Pero no basta. Como no basta escuchar la clase, ni promulgar la ordenanza. Has descubierto a Cristo, has oído su palabra, le conoces, pero todavía estás encerrado en el Cenáculo. Es necesario todavía que Él te sople. Es menester que el huracán y la llama se enciendan en tu pecho; que te entusiasmes, que te transformes. Que esa Palabra que resonó afuera, ahora, en el espíritu, te queme adentro.
Anton Raphael Mengs (1728 - 1779)
Y, para eso, el Padre y el Maestro te soplan, no un espíritu cualquiera, un viento momentáneo, un ímpetu que pasa –como en el AT- sino que te soplan Su propio Espíritu: el Espíritu Santo.
"No padre, no quiera preparar sus clases de teología solo estudiando ” –me decía el viejo profesor- "rece y hágase santo .”
Cristiano, no basta que sepas la doctrina, conozcas los mandamientos leas el evangelio.

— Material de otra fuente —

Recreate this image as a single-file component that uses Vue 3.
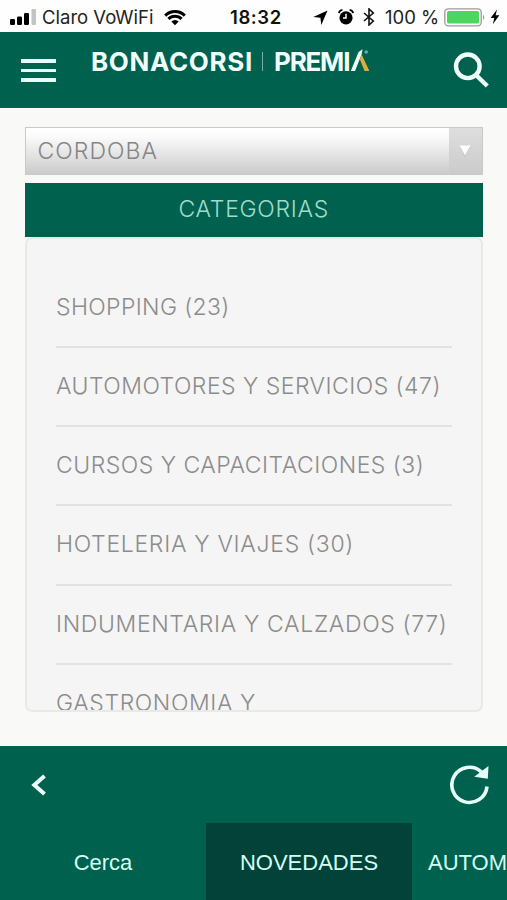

Tienes que avivar en tu pecho el fuego y el viento del Espíritu Santo que has recibido en el Pentecostés de tu bautismo.
Dios te ha dado la fuerza inmensa de su huracán de Vida. Déjalo soplar.
Ahí está encerrado en tu pecho, te ha transformado, motor de cien mil caballos que no sabes aprovechar. Podrías ir más ligero que el viento y, ¡con semejante motor!, vas a un kilómetro por hora.
Me decís que no sentís nada, que no tenés fuerzas para ser verdaderamente cristiano, para erradicar tus vicios, para hacerte santo ¡con semejante motor! El Espíritu Santo. Dejalo actuar.
El es el impetuoso Viento que ha de impulsar la nave de tu combatir cristiano. Allí está, lo tenés, Viento y Fuego.
Pero ¿cómo te empujará si no despliegas las velas y levas el ancla? Levantá el ancla de tu egoísmo, limpiá la rémora de tu pereza, tu soberbia y tu comodidad, y desplegá al viento las velas de tu oración. Porque es la oración la que recoge el ímpetu del Espíritu.
Verás entonces qué fácil y rápido metés tu proa cristiana en este mundo y, mientras te transformas, y transformas a los demás, raudo te encaminarás a aquella costa donde canta eterna la Palabra en la brisa fértil y luminosa de Dios.